> _YOUR OBJECTIVE_:
Set the listing down again in full, word for word, with the pictures left out.

> _DATA EXTRACT_:
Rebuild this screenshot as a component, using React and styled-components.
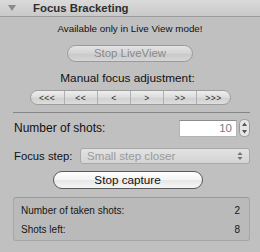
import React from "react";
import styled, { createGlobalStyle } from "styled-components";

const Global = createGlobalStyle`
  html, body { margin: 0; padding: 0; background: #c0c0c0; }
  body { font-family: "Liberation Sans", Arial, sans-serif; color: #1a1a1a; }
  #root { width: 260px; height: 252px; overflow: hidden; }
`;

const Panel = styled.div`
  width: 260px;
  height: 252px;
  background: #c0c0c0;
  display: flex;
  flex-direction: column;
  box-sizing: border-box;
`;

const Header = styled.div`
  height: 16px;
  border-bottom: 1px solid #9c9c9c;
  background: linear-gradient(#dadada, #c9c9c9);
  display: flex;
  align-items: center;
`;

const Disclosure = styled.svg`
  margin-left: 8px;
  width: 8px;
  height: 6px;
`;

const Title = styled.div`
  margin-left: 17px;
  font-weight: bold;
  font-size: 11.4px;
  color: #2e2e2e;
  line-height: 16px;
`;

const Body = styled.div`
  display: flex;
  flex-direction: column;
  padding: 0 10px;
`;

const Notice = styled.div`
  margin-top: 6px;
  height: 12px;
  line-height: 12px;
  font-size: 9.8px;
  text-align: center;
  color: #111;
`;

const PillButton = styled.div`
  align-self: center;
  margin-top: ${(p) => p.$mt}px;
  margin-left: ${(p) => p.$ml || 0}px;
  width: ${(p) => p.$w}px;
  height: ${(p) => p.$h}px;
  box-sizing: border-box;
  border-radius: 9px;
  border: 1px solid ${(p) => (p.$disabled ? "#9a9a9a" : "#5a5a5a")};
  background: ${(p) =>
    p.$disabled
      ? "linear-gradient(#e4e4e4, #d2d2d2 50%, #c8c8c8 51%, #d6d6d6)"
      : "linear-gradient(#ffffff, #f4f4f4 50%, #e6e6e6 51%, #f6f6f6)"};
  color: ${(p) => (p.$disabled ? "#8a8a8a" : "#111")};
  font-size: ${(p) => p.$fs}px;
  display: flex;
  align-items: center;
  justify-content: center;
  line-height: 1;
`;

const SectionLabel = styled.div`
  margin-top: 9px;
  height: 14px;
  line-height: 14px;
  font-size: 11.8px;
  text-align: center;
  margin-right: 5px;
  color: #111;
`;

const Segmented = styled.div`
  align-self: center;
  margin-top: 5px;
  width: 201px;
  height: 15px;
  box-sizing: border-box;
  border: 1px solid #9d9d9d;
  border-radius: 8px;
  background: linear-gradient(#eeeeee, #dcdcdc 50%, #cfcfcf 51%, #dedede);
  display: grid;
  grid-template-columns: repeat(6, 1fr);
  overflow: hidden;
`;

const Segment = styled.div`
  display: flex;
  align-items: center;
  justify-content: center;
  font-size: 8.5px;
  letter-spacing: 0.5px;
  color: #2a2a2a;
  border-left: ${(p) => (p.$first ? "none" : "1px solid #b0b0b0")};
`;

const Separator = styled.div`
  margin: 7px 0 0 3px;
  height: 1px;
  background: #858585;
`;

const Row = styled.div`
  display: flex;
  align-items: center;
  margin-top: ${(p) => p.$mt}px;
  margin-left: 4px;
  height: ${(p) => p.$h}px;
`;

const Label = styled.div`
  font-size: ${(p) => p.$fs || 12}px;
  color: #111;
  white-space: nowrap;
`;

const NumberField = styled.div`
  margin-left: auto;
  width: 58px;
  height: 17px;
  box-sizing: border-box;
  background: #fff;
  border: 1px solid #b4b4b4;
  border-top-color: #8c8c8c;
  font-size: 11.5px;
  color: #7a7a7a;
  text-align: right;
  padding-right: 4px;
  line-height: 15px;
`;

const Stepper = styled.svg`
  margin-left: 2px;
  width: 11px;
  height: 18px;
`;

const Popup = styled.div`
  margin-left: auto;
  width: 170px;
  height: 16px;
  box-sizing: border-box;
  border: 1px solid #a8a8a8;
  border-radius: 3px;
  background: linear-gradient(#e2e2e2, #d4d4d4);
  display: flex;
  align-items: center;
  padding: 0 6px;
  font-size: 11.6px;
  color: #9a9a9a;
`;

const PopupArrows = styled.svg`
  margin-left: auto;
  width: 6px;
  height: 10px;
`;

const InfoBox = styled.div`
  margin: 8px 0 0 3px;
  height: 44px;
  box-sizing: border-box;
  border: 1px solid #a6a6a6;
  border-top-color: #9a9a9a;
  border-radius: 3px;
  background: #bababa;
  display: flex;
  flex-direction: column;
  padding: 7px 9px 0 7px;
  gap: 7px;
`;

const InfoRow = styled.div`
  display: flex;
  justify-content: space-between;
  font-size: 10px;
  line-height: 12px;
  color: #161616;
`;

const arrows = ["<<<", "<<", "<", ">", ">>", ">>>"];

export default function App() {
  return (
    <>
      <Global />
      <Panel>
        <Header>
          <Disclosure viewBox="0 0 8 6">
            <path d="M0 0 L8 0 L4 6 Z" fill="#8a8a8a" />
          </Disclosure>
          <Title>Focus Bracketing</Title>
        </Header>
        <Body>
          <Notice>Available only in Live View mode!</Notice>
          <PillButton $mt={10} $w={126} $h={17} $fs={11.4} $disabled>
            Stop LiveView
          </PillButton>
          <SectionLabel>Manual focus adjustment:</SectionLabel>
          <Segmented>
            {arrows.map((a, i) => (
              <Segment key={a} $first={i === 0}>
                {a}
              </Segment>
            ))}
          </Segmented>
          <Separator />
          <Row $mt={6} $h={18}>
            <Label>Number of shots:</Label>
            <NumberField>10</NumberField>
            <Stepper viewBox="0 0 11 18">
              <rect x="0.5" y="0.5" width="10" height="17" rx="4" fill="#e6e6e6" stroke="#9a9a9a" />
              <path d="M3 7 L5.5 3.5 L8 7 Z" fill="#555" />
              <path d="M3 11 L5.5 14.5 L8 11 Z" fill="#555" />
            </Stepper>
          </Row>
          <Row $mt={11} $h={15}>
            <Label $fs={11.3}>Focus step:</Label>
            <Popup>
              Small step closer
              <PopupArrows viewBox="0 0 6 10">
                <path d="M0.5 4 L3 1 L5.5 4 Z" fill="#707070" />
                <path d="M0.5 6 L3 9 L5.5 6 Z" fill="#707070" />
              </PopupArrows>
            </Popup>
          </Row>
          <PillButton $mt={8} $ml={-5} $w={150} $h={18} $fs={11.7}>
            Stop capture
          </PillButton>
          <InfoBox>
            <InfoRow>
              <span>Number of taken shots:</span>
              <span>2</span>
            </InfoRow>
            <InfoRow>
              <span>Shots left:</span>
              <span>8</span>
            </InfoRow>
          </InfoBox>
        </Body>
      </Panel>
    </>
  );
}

> _EXERCISE RESULT_:
Rebuild this screenshot as a component, using React and styled-components.
import React from "react";
import styled, { createGlobalStyle } from "styled-components";

const Global = createGlobalStyle`
  html, body { margin: 0; padding: 0; background: #c0c0c0; }
  body { font-family: "Liberation Sans", Arial, sans-serif; color: #1a1a1a; }
  #root { width: 260px; height: 252px; overflow: hidden; }
`;

const Panel = styled.div`
  width: 260px;
  height: 252px;
  background: #c0c0c0;
  display: flex;
  flex-direction: column;
  box-sizing: border-box;
`;

const Header = styled.div`
  height: 16px;
  border-bottom: 1px solid #9c9c9c;
  background: linear-gradient(#dadada, #c9c9c9);
  display: flex;
  align-items: center;
`;

const Disclosure = styled.svg`
  margin-left: 8px;
  width: 8px;
  height: 6px;
`;

const Title = styled.div`
  margin-left: 17px;
  font-weight: bold;
  font-size: 11.4px;
  color: #2e2e2e;
  line-height: 16px;
`;

const Body = styled.div`
  display: flex;
  flex-direction: column;
  padding: 0 10px;
`;

const Notice = styled.div`
  margin-top: 6px;
  height: 12px;
  line-height: 12px;
  font-size: 9.8px;
  text-align: center;
  color: #111;
`;

const PillButton = styled.div`
  align-self: center;
  margin-top: ${(p) => p.$mt}px;
  margin-left: ${(p) => p.$ml || 0}px;
  width: ${(p) => p.$w}px;
  height: ${(p) => p.$h}px;
  box-sizing: border-box;
  border-radius: 9px;
  border: 1px solid ${(p) => (p.$disabled ? "#9a9a9a" : "#5a5a5a")};
  background: ${(p) =>
    p.$disabled
      ? "linear-gradient(#e4e4e4, #d2d2d2 50%, #c8c8c8 51%, #d6d6d6)"
      : "linear-gradient(#ffffff, #f4f4f4 50%, #e6e6e6 51%, #f6f6f6)"};
  color: ${(p) => (p.$disabled ? "#8a8a8a" : "#111")};
  font-size: ${(p) => p.$fs}px;
  display: flex;
  align-items: center;
  justify-content: center;
  line-height: 1;
`;

const SectionLabel = styled.div`
  margin-top: 9px;
  height: 14px;
  line-height: 14px;
  font-size: 11.8px;
  text-align: center;
  margin-right: 5px;
  color: #111;
`;

const Segmented = styled.div`
  align-self: center;
  margin-top: 5px;
  width: 201px;
  height: 15px;
  box-sizing: border-box;
  border: 1px solid #9d9d9d;
  border-radius: 8px;
  background: linear-gradient(#eeeeee, #dcdcdc 50%, #cfcfcf 51%, #dedede);
  display: grid;
  grid-template-columns: repeat(6, 1fr);
  overflow: hidden;
`;

const Segment = styled.div`
  display: flex;
  align-items: center;
  justify-content: center;
  font-size: 8.5px;
  letter-spacing: 0.5px;
  color: #2a2a2a;
  border-left: ${(p) => (p.$first ? "none" : "1px solid #b0b0b0")};
`;

const Separator = styled.div`
  margin: 7px 0 0 3px;
  height: 1px;
  background: #858585;
`;

const Row = styled.div`
  display: flex;
  align-items: center;
  margin-top: ${(p) => p.$mt}px;
  margin-left: 4px;
  height: ${(p) => p.$h}px;
`;

const Label = styled.div`
  font-size: ${(p) => p.$fs || 12}px;
  color: #111;
  white-space: nowrap;
`;

const NumberField = styled.div`
  margin-left: auto;
  width: 58px;
  height: 17px;
  box-sizing: border-box;
  background: #fff;
  border: 1px solid #b4b4b4;
  border-top-color: #8c8c8c;
  font-size: 11.5px;
  color: #7a7a7a;
  text-align: right;
  padding-right: 4px;
  line-height: 15px;
`;

const Stepper = styled.svg`
  margin-left: 2px;
  width: 11px;
  height: 18px;
`;

const Popup = styled.div`
  margin-left: auto;
  width: 170px;
  height: 16px;
  box-sizing: border-box;
  border: 1px solid #a8a8a8;
  border-radius: 3px;
  background: linear-gradient(#e2e2e2, #d4d4d4);
  display: flex;
  align-items: center;
  padding: 0 6px;
  font-size: 11.6px;
  color: #9a9a9a;
`;

const PopupArrows = styled.svg`
  margin-left: auto;
  width: 6px;
  height: 10px;
`;

const InfoBox = styled.div`
  margin: 8px 0 0 3px;
  height: 44px;
  box-sizing: border-box;
  border: 1px solid #a6a6a6;
  border-top-color: #9a9a9a;
  border-radius: 3px;
  background: #bababa;
  display: flex;
  flex-direction: column;
  padding: 7px 9px 0 7px;
  gap: 7px;
`;

const InfoRow = styled.div`
  display: flex;
  justify-content: space-between;
  font-size: 10px;
  line-height: 12px;
  color: #161616;
`;

const arrows = ["<<<", "<<", "<", ">", ">>", ">>>"];

export default function App() {
  return (
    <>
      <Global />
      <Panel>
        <Header>
          <Disclosure viewBox="0 0 8 6">
            <path d="M0 0 L8 0 L4 6 Z" fill="#8a8a8a" />
          </Disclosure>
          <Title>Focus Bracketing</Title>
        </Header>
        <Body>
          <Notice>Available only in Live View mode!</Notice>
          <PillButton $mt={10} $w={126} $h={17} $fs={11.4} $disabled>
            Stop LiveView
          </PillButton>
          <SectionLabel>Manual focus adjustment:</SectionLabel>
          <Segmented>
            {arrows.map((a, i) => (
              <Segment key={a} $first={i === 0}>
                {a}
              </Segment>
            ))}
          </Segmented>
          <Separator />
          <Row $mt={6} $h={18}>
            <Label>Number of shots:</Label>
            <NumberField>10</NumberField>
            <Stepper viewBox="0 0 11 18">
              <rect x="0.5" y="0.5" width="10" height="17" rx="4" fill="#e6e6e6" stroke="#9a9a9a" />
              <path d="M3 7 L5.5 3.5 L8 7 Z" fill="#555" />
              <path d="M3 11 L5.5 14.5 L8 11 Z" fill="#555" />
            </Stepper>
          </Row>
          <Row $mt={11} $h={15}>
            <Label $fs={11.3}>Focus step:</Label>
            <Popup>
              Small step closer
              <PopupArrows viewBox="0 0 6 10">
                <path d="M0.5 4 L3 1 L5.5 4 Z" fill="#707070" />
                <path d="M0.5 6 L3 9 L5.5 6 Z" fill="#707070" />
              </PopupArrows>
            </Popup>
          </Row>
          <PillButton $mt={8} $ml={-5} $w={150} $h={18} $fs={11.7}>
            Stop capture
          </PillButton>
          <InfoBox>
            <InfoRow>
              <span>Number of taken shots:</span>
              <span>2</span>
            </InfoRow>
            <InfoRow>
              <span>Shots left:</span>
              <span>8</span>
            </InfoRow>
          </InfoBox>
        </Body>
      </Panel>
    </>
  );
}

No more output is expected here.